Write out the listing below in full and exactly, leaving out every picture.

──────────────────────────────

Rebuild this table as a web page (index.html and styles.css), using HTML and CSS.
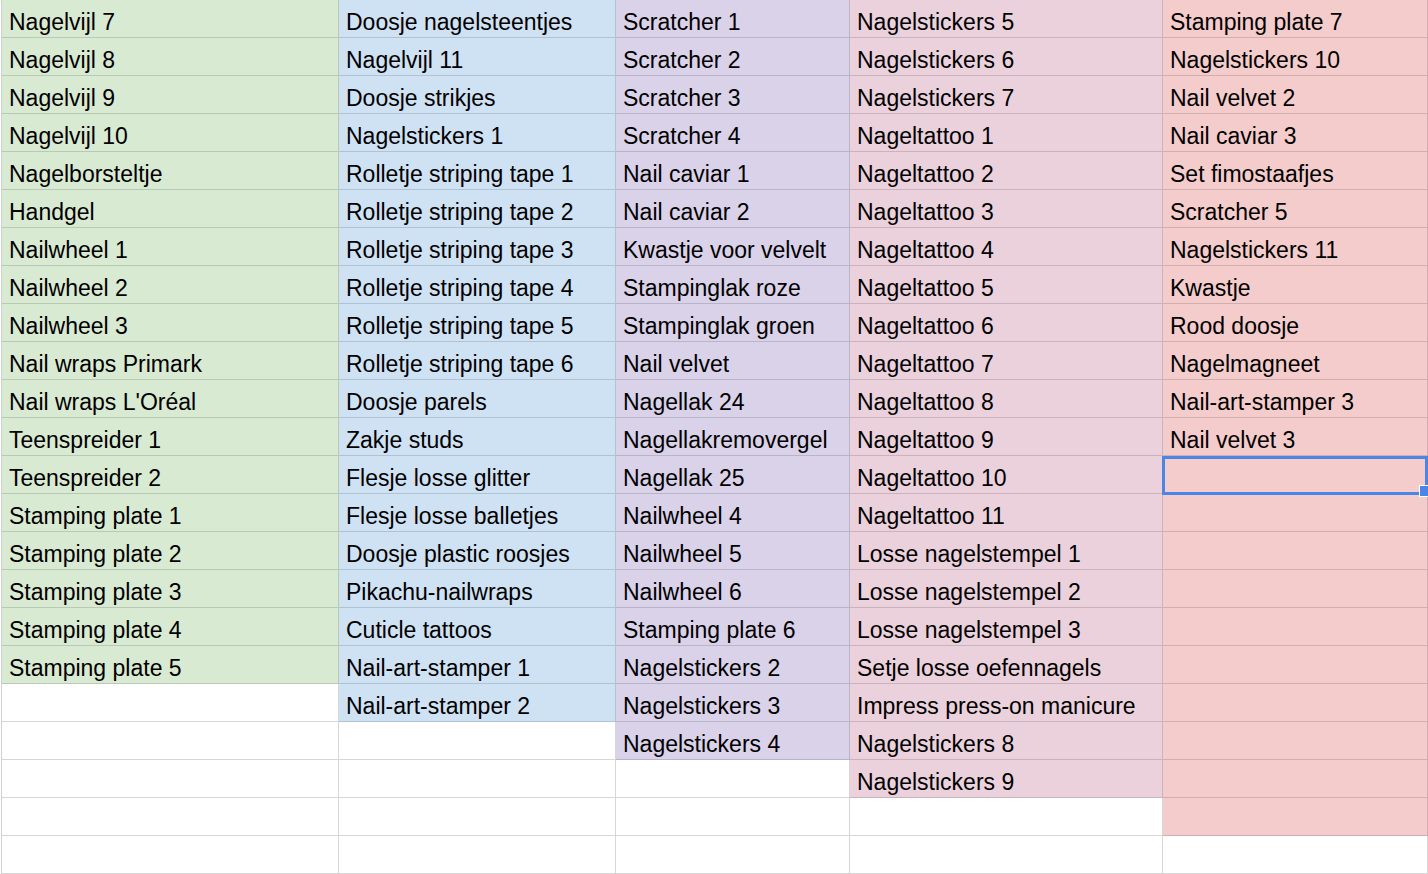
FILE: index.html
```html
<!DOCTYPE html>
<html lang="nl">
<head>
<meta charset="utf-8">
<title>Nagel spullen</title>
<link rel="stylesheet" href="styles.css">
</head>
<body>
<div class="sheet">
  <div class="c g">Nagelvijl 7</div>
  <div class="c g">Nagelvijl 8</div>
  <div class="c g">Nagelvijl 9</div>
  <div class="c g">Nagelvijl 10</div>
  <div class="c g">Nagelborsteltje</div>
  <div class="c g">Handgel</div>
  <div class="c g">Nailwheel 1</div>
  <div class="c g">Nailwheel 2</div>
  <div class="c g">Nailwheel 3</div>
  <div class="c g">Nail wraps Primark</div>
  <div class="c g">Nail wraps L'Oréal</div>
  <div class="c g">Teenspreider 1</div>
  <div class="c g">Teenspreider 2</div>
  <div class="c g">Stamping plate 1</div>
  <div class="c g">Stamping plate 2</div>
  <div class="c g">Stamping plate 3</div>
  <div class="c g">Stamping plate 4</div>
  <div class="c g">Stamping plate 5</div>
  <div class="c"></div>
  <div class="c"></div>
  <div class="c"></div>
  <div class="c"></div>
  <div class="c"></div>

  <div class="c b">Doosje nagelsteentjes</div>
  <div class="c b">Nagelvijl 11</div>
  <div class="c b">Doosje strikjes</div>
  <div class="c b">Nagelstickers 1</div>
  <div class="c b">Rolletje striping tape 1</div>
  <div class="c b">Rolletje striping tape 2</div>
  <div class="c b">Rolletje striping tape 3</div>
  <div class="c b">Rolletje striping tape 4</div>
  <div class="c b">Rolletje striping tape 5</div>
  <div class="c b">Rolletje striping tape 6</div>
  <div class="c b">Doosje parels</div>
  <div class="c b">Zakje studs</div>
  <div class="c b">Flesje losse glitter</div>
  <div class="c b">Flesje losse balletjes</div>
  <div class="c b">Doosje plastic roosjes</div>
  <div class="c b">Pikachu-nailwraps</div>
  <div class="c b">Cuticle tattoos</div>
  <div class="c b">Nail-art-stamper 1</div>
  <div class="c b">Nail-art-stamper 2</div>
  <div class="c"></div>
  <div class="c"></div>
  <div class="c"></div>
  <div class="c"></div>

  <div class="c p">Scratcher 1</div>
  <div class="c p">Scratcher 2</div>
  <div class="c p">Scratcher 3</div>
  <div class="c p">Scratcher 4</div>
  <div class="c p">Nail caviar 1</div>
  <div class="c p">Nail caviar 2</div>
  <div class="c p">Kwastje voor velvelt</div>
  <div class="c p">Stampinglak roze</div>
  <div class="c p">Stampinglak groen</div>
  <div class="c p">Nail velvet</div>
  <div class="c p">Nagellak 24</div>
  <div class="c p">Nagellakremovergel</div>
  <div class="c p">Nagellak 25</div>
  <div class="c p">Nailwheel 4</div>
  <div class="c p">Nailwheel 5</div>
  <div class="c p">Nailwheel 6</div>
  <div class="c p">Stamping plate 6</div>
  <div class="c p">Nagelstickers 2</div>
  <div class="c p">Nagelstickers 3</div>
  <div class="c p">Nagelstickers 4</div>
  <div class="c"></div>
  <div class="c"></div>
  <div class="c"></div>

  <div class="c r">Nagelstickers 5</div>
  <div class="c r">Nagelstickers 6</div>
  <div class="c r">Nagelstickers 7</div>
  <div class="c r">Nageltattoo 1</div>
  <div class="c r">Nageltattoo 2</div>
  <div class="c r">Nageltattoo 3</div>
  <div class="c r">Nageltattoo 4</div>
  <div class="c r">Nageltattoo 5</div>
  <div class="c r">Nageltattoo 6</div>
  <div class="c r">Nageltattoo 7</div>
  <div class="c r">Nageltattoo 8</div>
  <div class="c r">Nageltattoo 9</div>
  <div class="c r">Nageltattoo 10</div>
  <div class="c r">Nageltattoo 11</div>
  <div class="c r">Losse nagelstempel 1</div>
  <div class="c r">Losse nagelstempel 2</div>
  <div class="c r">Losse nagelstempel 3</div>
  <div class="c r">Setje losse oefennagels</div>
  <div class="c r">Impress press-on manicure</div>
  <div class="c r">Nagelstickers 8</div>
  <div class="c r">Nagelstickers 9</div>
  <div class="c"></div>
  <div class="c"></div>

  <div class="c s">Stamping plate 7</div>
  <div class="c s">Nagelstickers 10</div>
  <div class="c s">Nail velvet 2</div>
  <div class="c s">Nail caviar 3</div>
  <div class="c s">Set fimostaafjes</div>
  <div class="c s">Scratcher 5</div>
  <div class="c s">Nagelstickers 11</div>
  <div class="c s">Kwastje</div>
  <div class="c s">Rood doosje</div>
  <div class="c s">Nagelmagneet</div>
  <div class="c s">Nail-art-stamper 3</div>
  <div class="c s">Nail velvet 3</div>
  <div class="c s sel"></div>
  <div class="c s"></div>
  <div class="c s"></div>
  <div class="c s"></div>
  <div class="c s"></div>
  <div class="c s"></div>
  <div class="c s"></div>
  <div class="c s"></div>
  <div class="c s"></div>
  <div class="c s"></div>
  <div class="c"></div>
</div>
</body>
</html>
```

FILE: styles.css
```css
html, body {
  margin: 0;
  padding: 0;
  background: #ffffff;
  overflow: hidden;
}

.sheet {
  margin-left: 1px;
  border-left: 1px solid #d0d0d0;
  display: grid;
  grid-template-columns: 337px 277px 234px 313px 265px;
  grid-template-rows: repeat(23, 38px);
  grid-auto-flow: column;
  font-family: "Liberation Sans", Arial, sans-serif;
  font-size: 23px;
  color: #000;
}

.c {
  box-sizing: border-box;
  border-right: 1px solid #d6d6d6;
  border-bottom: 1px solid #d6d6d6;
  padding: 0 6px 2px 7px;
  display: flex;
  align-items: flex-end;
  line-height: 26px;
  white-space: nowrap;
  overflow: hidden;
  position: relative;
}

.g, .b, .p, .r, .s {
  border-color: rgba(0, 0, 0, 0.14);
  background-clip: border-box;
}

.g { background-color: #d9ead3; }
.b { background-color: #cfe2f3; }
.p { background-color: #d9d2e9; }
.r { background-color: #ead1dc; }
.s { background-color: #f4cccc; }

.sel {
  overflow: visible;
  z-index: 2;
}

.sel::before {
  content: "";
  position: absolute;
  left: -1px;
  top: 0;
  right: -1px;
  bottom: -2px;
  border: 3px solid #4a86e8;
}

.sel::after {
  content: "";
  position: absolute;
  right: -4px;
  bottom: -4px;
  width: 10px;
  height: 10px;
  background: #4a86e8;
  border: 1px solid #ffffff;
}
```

──────────────────────────────

» **ANSWER TO THE TASK**:
Rebuild this table as a web page (index.html and styles.css), using HTML and CSS.
FILE: index.html
```html
<!DOCTYPE html>
<html lang="nl">
<head>
<meta charset="utf-8">
<title>Nagel spullen</title>
<link rel="stylesheet" href="styles.css">
</head>
<body>
<div class="sheet">
  <div class="c g">Nagelvijl 7</div>
  <div class="c g">Nagelvijl 8</div>
  <div class="c g">Nagelvijl 9</div>
  <div class="c g">Nagelvijl 10</div>
  <div class="c g">Nagelborsteltje</div>
  <div class="c g">Handgel</div>
  <div class="c g">Nailwheel 1</div>
  <div class="c g">Nailwheel 2</div>
  <div class="c g">Nailwheel 3</div>
  <div class="c g">Nail wraps Primark</div>
  <div class="c g">Nail wraps L'Oréal</div>
  <div class="c g">Teenspreider 1</div>
  <div class="c g">Teenspreider 2</div>
  <div class="c g">Stamping plate 1</div>
  <div class="c g">Stamping plate 2</div>
  <div class="c g">Stamping plate 3</div>
  <div class="c g">Stamping plate 4</div>
  <div class="c g">Stamping plate 5</div>
  <div class="c"></div>
  <div class="c"></div>
  <div class="c"></div>
  <div class="c"></div>
  <div class="c"></div>

  <div class="c b">Doosje nagelsteentjes</div>
  <div class="c b">Nagelvijl 11</div>
  <div class="c b">Doosje strikjes</div>
  <div class="c b">Nagelstickers 1</div>
  <div class="c b">Rolletje striping tape 1</div>
  <div class="c b">Rolletje striping tape 2</div>
  <div class="c b">Rolletje striping tape 3</div>
  <div class="c b">Rolletje striping tape 4</div>
  <div class="c b">Rolletje striping tape 5</div>
  <div class="c b">Rolletje striping tape 6</div>
  <div class="c b">Doosje parels</div>
  <div class="c b">Zakje studs</div>
  <div class="c b">Flesje losse glitter</div>
  <div class="c b">Flesje losse balletjes</div>
  <div class="c b">Doosje plastic roosjes</div>
  <div class="c b">Pikachu-nailwraps</div>
  <div class="c b">Cuticle tattoos</div>
  <div class="c b">Nail-art-stamper 1</div>
  <div class="c b">Nail-art-stamper 2</div>
  <div class="c"></div>
  <div class="c"></div>
  <div class="c"></div>
  <div class="c"></div>

  <div class="c p">Scratcher 1</div>
  <div class="c p">Scratcher 2</div>
  <div class="c p">Scratcher 3</div>
  <div class="c p">Scratcher 4</div>
  <div class="c p">Nail caviar 1</div>
  <div class="c p">Nail caviar 2</div>
  <div class="c p">Kwastje voor velvelt</div>
  <div class="c p">Stampinglak roze</div>
  <div class="c p">Stampinglak groen</div>
  <div class="c p">Nail velvet</div>
  <div class="c p">Nagellak 24</div>
  <div class="c p">Nagellakremovergel</div>
  <div class="c p">Nagellak 25</div>
  <div class="c p">Nailwheel 4</div>
  <div class="c p">Nailwheel 5</div>
  <div class="c p">Nailwheel 6</div>
  <div class="c p">Stamping plate 6</div>
  <div class="c p">Nagelstickers 2</div>
  <div class="c p">Nagelstickers 3</div>
  <div class="c p">Nagelstickers 4</div>
  <div class="c"></div>
  <div class="c"></div>
  <div class="c"></div>

  <div class="c r">Nagelstickers 5</div>
  <div class="c r">Nagelstickers 6</div>
  <div class="c r">Nagelstickers 7</div>
  <div class="c r">Nageltattoo 1</div>
  <div class="c r">Nageltattoo 2</div>
  <div class="c r">Nageltattoo 3</div>
  <div class="c r">Nageltattoo 4</div>
  <div class="c r">Nageltattoo 5</div>
  <div class="c r">Nageltattoo 6</div>
  <div class="c r">Nageltattoo 7</div>
  <div class="c r">Nageltattoo 8</div>
  <div class="c r">Nageltattoo 9</div>
  <div class="c r">Nageltattoo 10</div>
  <div class="c r">Nageltattoo 11</div>
  <div class="c r">Losse nagelstempel 1</div>
  <div class="c r">Losse nagelstempel 2</div>
  <div class="c r">Losse nagelstempel 3</div>
  <div class="c r">Setje losse oefennagels</div>
  <div class="c r">Impress press-on manicure</div>
  <div class="c r">Nagelstickers 8</div>
  <div class="c r">Nagelstickers 9</div>
  <div class="c"></div>
  <div class="c"></div>

  <div class="c s">Stamping plate 7</div>
  <div class="c s">Nagelstickers 10</div>
  <div class="c s">Nail velvet 2</div>
  <div class="c s">Nail caviar 3</div>
  <div class="c s">Set fimostaafjes</div>
  <div class="c s">Scratcher 5</div>
  <div class="c s">Nagelstickers 11</div>
  <div class="c s">Kwastje</div>
  <div class="c s">Rood doosje</div>
  <div class="c s">Nagelmagneet</div>
  <div class="c s">Nail-art-stamper 3</div>
  <div class="c s">Nail velvet 3</div>
  <div class="c s sel"></div>
  <div class="c s"></div>
  <div class="c s"></div>
  <div class="c s"></div>
  <div class="c s"></div>
  <div class="c s"></div>
  <div class="c s"></div>
  <div class="c s"></div>
  <div class="c s"></div>
  <div class="c s"></div>
  <div class="c"></div>
</div>
</body>
</html>
```

FILE: styles.css
```css
html, body {
  margin: 0;
  padding: 0;
  background: #ffffff;
  overflow: hidden;
}

.sheet {
  margin-left: 1px;
  border-left: 1px solid #d0d0d0;
  display: grid;
  grid-template-columns: 337px 277px 234px 313px 265px;
  grid-template-rows: repeat(23, 38px);
  grid-auto-flow: column;
  font-family: "Liberation Sans", Arial, sans-serif;
  font-size: 23px;
  color: #000;
}

.c {
  box-sizing: border-box;
  border-right: 1px solid #d6d6d6;
  border-bottom: 1px solid #d6d6d6;
  padding: 0 6px 2px 7px;
  display: flex;
  align-items: flex-end;
  line-height: 26px;
  white-space: nowrap;
  overflow: hidden;
  position: relative;
}

.g, .b, .p, .r, .s {
  border-color: rgba(0, 0, 0, 0.14);
  background-clip: border-box;
}

.g { background-color: #d9ead3; }
.b { background-color: #cfe2f3; }
.p { background-color: #d9d2e9; }
.r { background-color: #ead1dc; }
.s { background-color: #f4cccc; }

.sel {
  overflow: visible;
  z-index: 2;
}

.sel::before {
  content: "";
  position: absolute;
  left: -1px;
  top: 0;
  right: -1px;
  bottom: -2px;
  border: 3px solid #4a86e8;
}

.sel::after {
  content: "";
  position: absolute;
  right: -4px;
  bottom: -4px;
  width: 10px;
  height: 10px;
  background: #4a86e8;
  border: 1px solid #ffffff;
}
```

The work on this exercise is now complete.